The number of long-term unemployed workers is starting to fall, while the proportion of the unemployed who quit their last job — rather than losing it — seems to be rising. There are now 5.7 million people who say they have been out of work for more than six months, a million fewer that at the peak in early 2010. The number of unemployed workers who say they lost their last job is 7.5 million, the lowest number in nearly three years and down 2.5 million from the peak.

This is not to say those figures are good. The peak level of long-term unemployment had never been as high as three million before the last recession began. The unemployment rate for high school dropouts is double what it was in the summer of 2007. But at least the figures are getting better.

An economy where more jobs are going to those with lesser education who have been out of work for a long time would be a wonderful thing. There is no guarantee that the trends will continue, or that some of the improvement does not come from sampling error. But the new jobs report jibes with the Conference Board consumer confidence report for November, which showed that the people it surveyed were less negative than they had been, both about the current jobs market and about the prospects for improvement.

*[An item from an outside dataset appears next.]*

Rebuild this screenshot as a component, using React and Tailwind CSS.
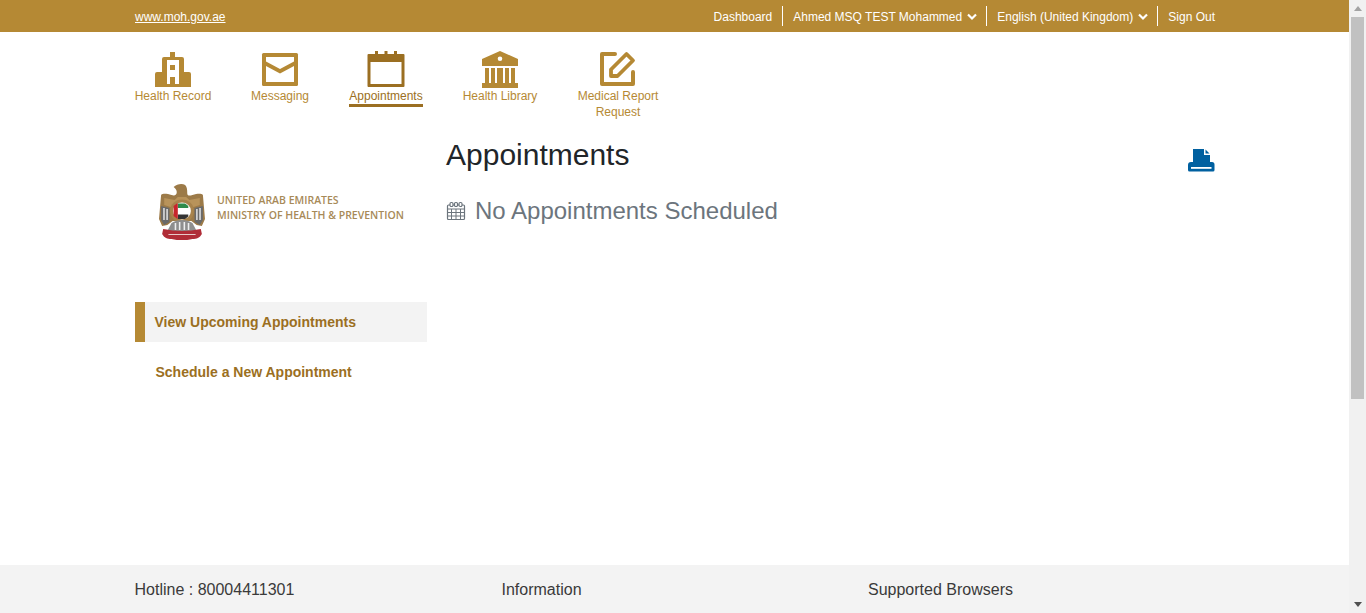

If recent American economic data was all the information we had, people would be much more optimistic. As it is, there are many who reacted to the job numbers as Micheal Darda of MKM Partners did this morning:

While the economic data have been better of late, we remain concerned that we are seeing a bounce back from a series of supply shocks earlier in the year that may not be sustained against the foliage of tighter financial conditions, a deep recession in Europe and a sharp slowdown in China and emerging-market countries.

The world may indeed fall apart. But for now at least, this one part of it seems to be getting better.